Document forgers create or alter official records to support fraudulent eligibility claims for relief programs. They:
- Produce falsified identification documents, tax records, or corporate filings.
- Enable criminals to bypass standard verification processes, hindering accurate customer due diligence at financial institutions.
These entities, with minimal or no genuine business activity, are used to:
- Fraudulently apply for government relief funds under falsified corporate details.
- Commingle or layer the proceeds with purported legitimate transactions, complicating financial institution due diligence.
Nominees hold ownership or account titles on behalf of the actual perpetrators of government relief fraud. They:
- Conceal the true controllers and beneficiaries of illicit relief disbursements.
- Hinder financial institutions' ability to identify ultimate beneficial owners and manage AML risks.
Mules receive illicit relief proceeds in personal or nominee accounts on behalf of others.

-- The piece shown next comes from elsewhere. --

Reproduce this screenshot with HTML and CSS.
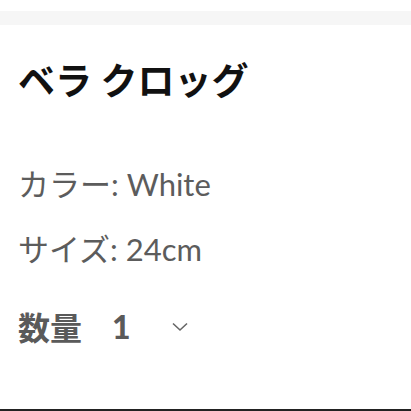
FILE: index.html
```html
<!DOCTYPE html>
<html lang="ja">
<head>
    <meta charset="UTF-8">
    <meta name="viewport" content="width=device-width, initial-scale=1.0">
    <title>ベラ クロッグ</title>
    <link rel="stylesheet" href="styles.css">
</head>
<body>
    <div class="top-bar"></div>
    <div class="item">
        <h1 class="item-name">ベラ クロッグ</h1>
        <p class="item-option">カラー: White</p>
        <p class="item-option">サイズ: 24cm</p>
        <div class="quantity">
            <span class="quantity-label">数量</span>
            <span class="quantity-value">1</span>
            <!-- flecha del selector -->
            <svg class="quantity-arrow" width="18" height="11" viewBox="0 0 18 11">
                <path d="M2 2.5 L9 9 L16 2.5" fill="none" stroke="#666" stroke-width="1.6"/>
            </svg>
        </div>
    </div>
    <div class="bottom-line"></div>
</body>
</html>
```

FILE: styles.css
```css
body {
    margin: 0;
    background-color: #ffffff;
    font-family: Lato, "Noto Sans CJK JP", sans-serif;
    height: 411px;
    display: flex;
    flex-direction: column;
}
.top-bar {
    margin-top: 11px;
    height: 14px;
    background-color: #f6f6f6;
}
.item {
    flex: 1;
    padding: 0 18px;
}
.item-name {
    margin: 31px 0 0;
    font-family: "Noto Sans CJK JP", sans-serif;
    font-size: 37px;
    font-weight: 700;
    line-height: 46px;
    color: #111111;
}
.item-option {
    margin: 0;
    font-size: 31px;
    line-height: 36px;
    color: #5c5c5c;
}
.item-option:first-of-type {
    margin-top: 64px;
}
.item-option + .item-option {
    margin-top: 29px;
}
.quantity {
    margin-top: 41px;
    display: flex;
    align-items: center;
    height: 36px;
    color: #5a5a5a;
    font-family: "Noto Sans CJK JP", sans-serif;
    font-weight: 700;
    font-size: 32px;
}
.quantity-value {
    margin-left: 30px;
    font-family: Lato, sans-serif;
    font-weight: 900;
}
.quantity-arrow {
    margin-left: 40px;
}
.bottom-line {
    height: 2px;
    background-color: #222222;
}
```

They:
- Transfer, withdraw, or distribute funds at the direction of the primary fraud perpetrators.
- Add extra layers between the source of funds and potential investigators, complicating financial institution monitoring.
Corrupt or complicit individuals within government agencies manipulate application processes for relief programs. They:
- Approve fraudulent claims or alter records to ensure ineligible beneficiaries receive disbursements.
- Exploit insider knowledge or authority to override or circumvent necessary due diligence checks, hindering financial institutions' detection efforts.